Si tel est le cas, il est impératif d’instituer immédiatement la gratuité scolaire, de la garderie au doctorat. Notre société d’affluence en a les moyens; il suffit de taxer (de nouveau) le capital des banques, comme le réclament le mouvement estudiantin et M. Parizeau. Banques sorties du gouffre dans lequel leur cupidité — nécessairement à courte vue — les avaient précipitées. Sauvées par les citoyens mis à contribution par les gouvernements complaisants ou complices.
Il faut donc le courage politique d’instaurer une perspective englobante à long terme, qui est humaniste. De résister à la parcellisation de la conscience causée par les anti-valeurs matérialistes de l’oligarchie cynique, spécialement celle de l’Amérique anglo-saxonne. Comment? En articulant la spirale du temps selon ses trois points de vue — passé, présent, futur — plutôt que de se résigner à ce qu’il soit réduit à l’insignifiant présent consumériste postmoderne.
Revenons à l’éminent acteur de la Révolution tranquille : alors que le peuple québécois s’affranchissait de la misère dans laquelle l’avait maintenu la domination politique du Canada anglais, M. Parizeau prévoyait que l’inflation allait à toutes fins utiles éliminer l’effet des droits scolaires minimaux. On pouvait d’autant plus l’espérer que les Nations unies adoptèrent au cours de la décennie suivante (1976) le Pacte international relatif aux droits économiques, sociaux et culturels, qui spécifiait : «L'enseignement supérieur doit être rendu accessible à tous en pleine égalité, en fonction des capacités de chacun, par tous les moyens appropriés et notamment par l'instauration progressive de la gratuité» [article 13, 2c)]. De nombreux pays y sont parvenus.

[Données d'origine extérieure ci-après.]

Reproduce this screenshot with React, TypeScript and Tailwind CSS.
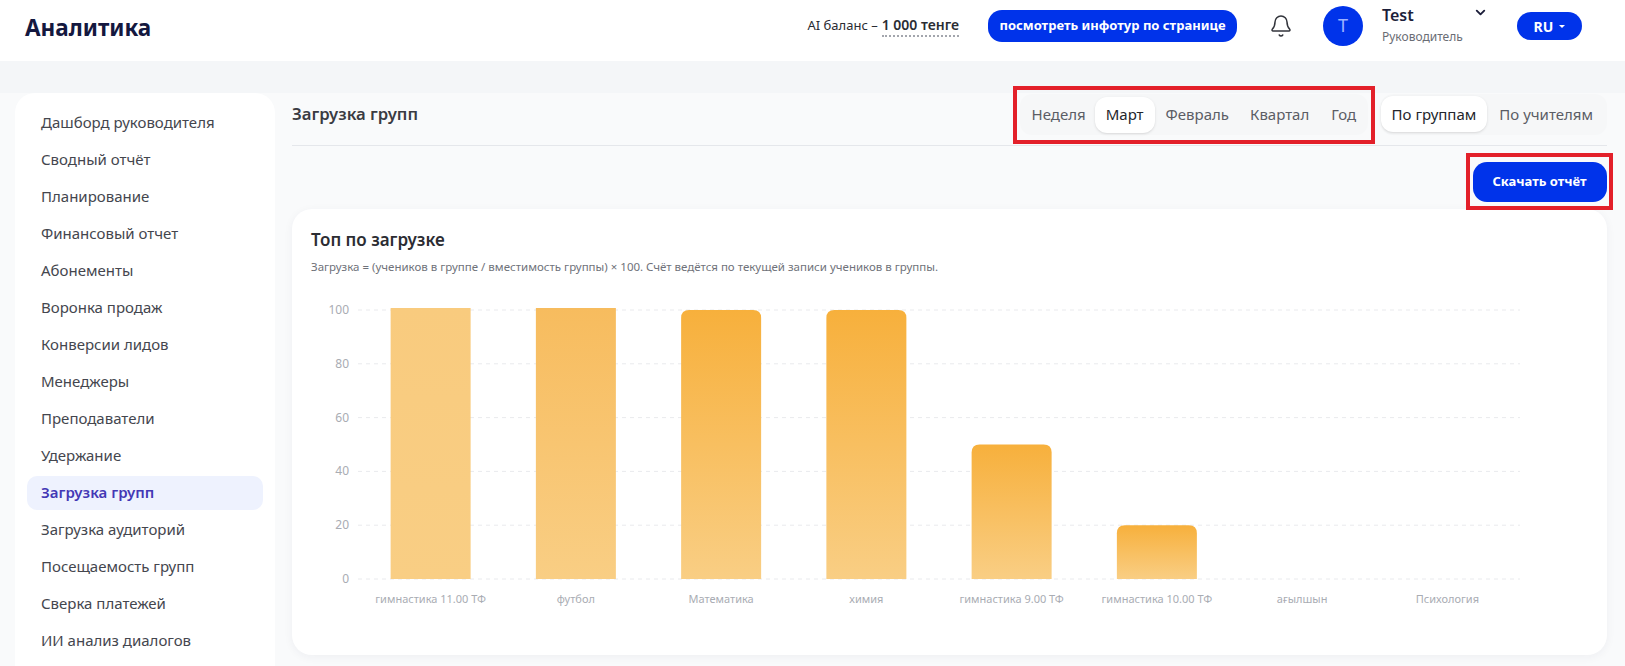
import React from 'react';
import { ChevronDown, Bell } from 'lucide-react';

const menu = [
  'Дашборд руководителя',
  'Сводный отчёт',
  'Планирование',
  'Финансовый отчет',
  'Абонементы',
  'Воронка продаж',
  'Конверсии лидов',
  'Менеджеры',
  'Преподаватели',
  'Удержание',
  'Загрузка групп',
  'Загрузка аудиторий',
  'Посещаемость групп',
  'Сверка платежей',
  'ИИ анализ диалогов',
];

const bars = [
  { label: 'гимнастика 11.00 ТФ', value: 100, over: true, from: '#f9cb7e' },
  { label: 'футбол', value: 100, over: true, from: '#f7bc5e' },
  { label: 'Математика', value: 100, from: '#f7b03c' },
  { label: 'химия', value: 100, from: '#f7b03c' },
  { label: 'гимнастика 9.00 ТФ', value: 50, from: '#f7b03c' },
  { label: 'гимнастика 10.00 ТФ', value: 20, from: '#f7b03c' },
  { label: 'ағылшын', value: 0, from: '#f7b03c' },
  { label: 'Психология', value: 0, from: '#f7b03c' },
];

const Chart = () => {
  const left = 47;
  const right = 1209;
  const bottom = 281;
  const unit = 2.69;
  const step = (right - left) / 8;
  return (
    <svg width="1262" height="322" className="block" style={{ fontFamily: '"Noto Sans", sans-serif' }}>
      <defs>
        {bars.map((b, i) => (
          <linearGradient key={i} id={`bar${i}`} x1="0" y1="0" x2="0" y2="1">
            <stop offset="0%" stopColor={b.from} />
            <stop offset="100%" stopColor="#f9ce84" />
          </linearGradient>
        ))}
      </defs>
      {[0, 20, 40, 60, 80, 100].map((t) => (
        <g key={t}>
          <line x1={left} x2={right} y1={bottom - t * unit} y2={bottom - t * unit} stroke="#e9eaed" strokeDasharray="4 4" />
          <text x={left - 9} y={bottom - t * unit + 4} textAnchor="end" fontSize="12" fill="#a9acb3">{t}</text>
        </g>
      ))}
      {bars.map((b, i) => {
        const x = left + step * i + step / 2 - 40;
        const h = b.value * unit;
        if (!h) return null;
        if (b.over) return <rect key={i} x={x} y={bottom - h - 2} width="80" height={h + 2} fill={`url(#bar${i})`} />;
        return (
          <path
            key={i}
            d={`M${x} ${bottom} V${bottom - h + 8} Q${x} ${bottom - h} ${x + 8} ${bottom - h} H${x + 72} Q${x + 80} ${bottom - h} ${x + 80} ${bottom - h + 8} V${bottom} Z`}
            fill={`url(#bar${i})`}
          />
        );
      })}
      {bars.map((b, i) => (
        <text key={i} x={left + step * i + step / 2} y={305} textAnchor="middle" fontSize="11" fill="#a9acb3">{b.label}</text>
      ))}
    </svg>
  );
};

export default function App() {
  return (
    <div className="h-[666px] overflow-hidden bg-[#f9fafb] font-['Noto_Sans',sans-serif] text-[#3b3d45]">
      <header className="h-[61px] bg-white flex items-center pl-[25px] pr-[43px]">
        <h1 className="text-[22.5px] font-bold text-[#14183f] leading-none mb-[5px]">Аналитика</h1>
        <div className="ml-auto flex items-center">
          <div className="text-[13px] text-[#2a2c33] flex items-center gap-1 mb-[10px] mr-[29px]">
            <span>AI баланс –</span>
            <span className="font-semibold border-b-2 border-dotted border-[#a3a6ad] leading-[20px] text-[14px]">1 000 тенге</span>
          </div>
          <button className="h-8 w-[249px] rounded-[14px] bg-[#0033ea] text-white text-[13px] font-bold mb-[9px] mr-[32px]">
            посмотреть инфотур по странице
          </button>
          <Bell size={24} strokeWidth={1.5} className="text-[#33353c] mb-[9px] mr-[30px]" />
          <div className="w-10 h-10 rounded-full bg-[#0033ea] text-[#9db2ff] flex items-center justify-center text-[18px] mr-[19px] mb-[10px]">T</div>
          <div className="w-[99px] relative mb-[11px]">
            <div className="text-[16px] font-semibold text-[#1c1e3a] leading-[22px]">Test</div>
            <div className="text-[12px] text-[#6a6d75] leading-[18px] mt-[2px]">Руководитель</div>
            <ChevronDown size={15} strokeWidth={3} className="absolute right-[-7px] top-[1px] text-[#1c1e3a]" />
          </div>
          <div className="w-[65px] h-7 ml-[36px] mb-[9px] rounded-full bg-[#0033ea] text-white text-[14px] font-bold flex items-center justify-center gap-[6px]">
            RU
            <span className="w-0 h-0 border-x-[3px] border-x-transparent border-t-[3px] border-t-white" />
          </div>
        </div>
      </header>
      <div className="h-8 bg-[#f4f6f8]" />
      <div className="flex pl-[15px] pr-[18px] gap-[17px]">
        <aside className="w-[260px] shrink-0 h-[600px] bg-white rounded-t-[20px] px-3 pt-[11px]">
          {menu.map((m) =>
            m === 'Загрузка групп' ? (
              <div key={m} className="h-[34px] my-[1.5px] flex items-center px-[14px] rounded-[10px] bg-[#eef2fe] text-[#4338b5] text-[15px] font-semibold">{m}</div>
            ) : (
              <div key={m} className="h-[37px] flex items-center px-[14px] text-[15px] text-[#44464e]">{m}</div>
            )
          )}
        </aside>
        <main className="flex-1 min-w-0">
          <div className="h-[53px] flex items-center justify-between border-b border-[#e5e7eb]">
            <h2 className="text-[16.7px] font-semibold text-[#3a3b42] mb-[11px]">Загрузка групп</h2>
            <div className="flex items-center mb-[10px]">
              <div className="border-4 border-[#e3202a] h-[58px] w-[362px] px-[3px] flex items-center mt-[1px] mr-[6px]">
                <div className="flex items-center h-[41px] w-full rounded-xl bg-[#f6f7f8] px-[4px] text-[15px] text-[#5b5d65]">
                  <span className="px-[8px]">Неделя</span>
                  <span className="px-[11px] h-[36px] flex items-center ml-[1px] rounded-[12px] bg-white text-[#24262c] shadow-sm">Март</span>
                  <span className="pl-[11px]">Февраль</span>
                  <span className="pl-[21px]">Квартал</span>
                  <span className="pl-[22px]">Год</span>
                </div>
              </div>
              <div className="flex items-center h-[41px] rounded-xl bg-[#f6f7f8] text-[15px] text-[#5b5d65] pr-[14px]">
                <span className="px-[11px] h-[36px] flex items-center rounded-[12px] bg-white text-[#24262c] shadow-sm">По группам</span>
                <span className="pl-[12px]">По учителям</span>
              </div>
            </div>
          </div>
          <div className="flex justify-end -mr-[6px] mt-[7px] -mb-px relative z-10">
            <div className="border-4 border-[#e3202a] w-[147px] h-[57px] flex items-center justify-center">
              <button className="w-[134px] h-10 rounded-[14px] bg-[#0033ea] text-white text-[13px] font-bold">Скачать отчёт</button>
            </div>
          </div>
          <section className="h-[446px] w-[1315px] bg-white rounded-[20px] shadow-[0_2px_10px_rgba(30,40,70,0.05)] pt-[19px] pl-[19px]">
            <h3 className="text-[17px] font-semibold text-[#2c2d33] leading-6">Топ по загрузке</h3>
            <p className="text-[11.5px] text-[#6f727a] mt-[7px] leading-4">Загрузка = (учеников в группе / вместимость группы) × 100. Счёт ведётся по текущей записи учеников в группы.</p>
            <div className="mt-[23px]">
              <Chart />
            </div>
          </section>
        </main>
      </div>
    </div>
  );
}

Où en sommes-nous? Le Québec n’est toujours que la province d’une autre nation, sous la tutelle fédéraste exaltée par le retour du refoulé ethniciste anglo-royaliste, cet insupportable narcissisme satisfait. Ainsi, le peuple québécois traité en valet sur son propre territoire est le dindon de la farce mcgillienne puisqu’il est amené à livrer sur un plateau d’argent près de 30 % de ses deniers publics en enseignement supérieur aux universités anglaises, alors que la communauté anglophone constitue 8 % de la population. (Cette minorité est pourtant démographiquement obèse parce que gavée par l’assimilation historique des francophones et de nos immigrants.) En prime sur le plateau frauduleux : rien de moins qu’un méga-hôpital — plutôt, un autre gouffre. Dans le régime monarchique subi par nous, la classe dominante estime qu’elle n’a pas de comptes à rendre à ses sujets : ni la reine richissime du royaume du Canada, ni l’ex-lieutenante-gouverneure dépensière de la province de Québec, ni la rectrice morguante de l’Université McGill, ni l’ancien directeur général — en exil financier — du Centre universitaire de santé McGill.
Or, avant même la tenue du sommet, le gouvernement du Parti québécois a publiquement écarté la gratuité scolaire. Il a opté pour l’indexation des droits scolaires, qui n’est que l’acceptation implicite d’une université «coûteuse», donc «canadienne». Compromis malsain qui évacue durablement la gratuité. N’est-ce pas semblable à la souveraineté repoussée de facto aux calendes bouchardiennes par les péquistes? Ne s’agit-il pas là de nouvelles formes perverses de l’étapisme, à rebours? Vers la capitulation inconsciente suscitée par l’Idée fédérale, cette idole captieuse dont le régime — qui n’est qu’une modalité du monarchisme — sécrète l’anglicisation?
Le temps est venu de renverser l’idole et son plateau de dupe. Et d’obliger les banques trompeuses à faire amende honorable et à rembourser l’argent arraché au peuple — quitte à les nationaliser en cas de refus. La libération du peuple est intrinsèquement liée à celle de la pensée, et inversement.